102 Cal. 347 | Cal. | 1894

Lead Opinion

De Haven, J.

The petitioner, Foss, was indicted by the grand jury of the county of Plumas for the crime of embezzlement. At the date of the finding of this indictment the petitioner was in Honolulu, and there remained until February, 1894, when, upon the request of the American minister, and upon a requisition to that effect” from the governor of the state of California, he was surrendered by the provisional government of the Hawaiian Islands to the agent appointed by the governor to receive and convey him back to this state, there to be tried for the offense with which he was charged in the indictment referred to.

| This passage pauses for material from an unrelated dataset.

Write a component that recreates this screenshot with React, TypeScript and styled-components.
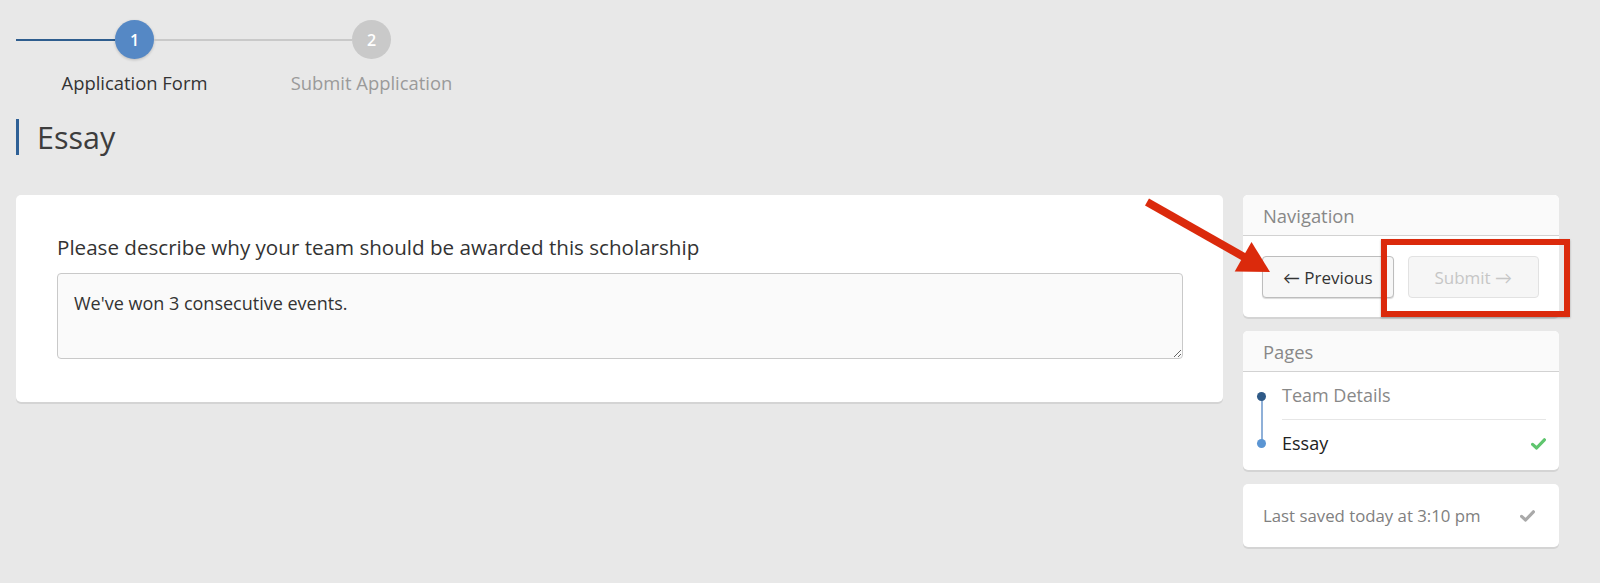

The treaty between the United States and the government of the Hawaiian Islands in relation to the ex*350tradition of fugitives from the justice of either of such countries does not provide for the extradition of a person charged with the crime of embezzlement, and the warrant issued by the Hawaiian government for the arrest of the petitioner, and for his delivery to the agent appointed by the governor of this state to receive him into custody, does not refer to the treaty, but the proceedings preliminary to the issuance of such warrant were conducted in accordance with the rules prescribed by the treaty to effect the extradition of a person charged w'ith either of the offenses for which extradition is there provided. The petitioner, upon his return to this state, was brought before the superior court of Plumas county, in which the said indictment against him was pending, and he then moved to set the indictment aside. The motion was granted, and he was discharged from custody, and within two hours thereafter a complaint was filed with a justice of the peace charging him with the same embezzlement named in the indictment previously set aside, and he was again arrested, and after examination held to answer the charge before the superior court of Plumas county; and he is now in the custody of the sheriff of that county awaiting his trial.

The petitioner claims that his imprisonment, under the circumstances here stated, is illegal, and he seeks to be discharged therefrom under the writ of habeas corpus upon -which he has been brought before this court.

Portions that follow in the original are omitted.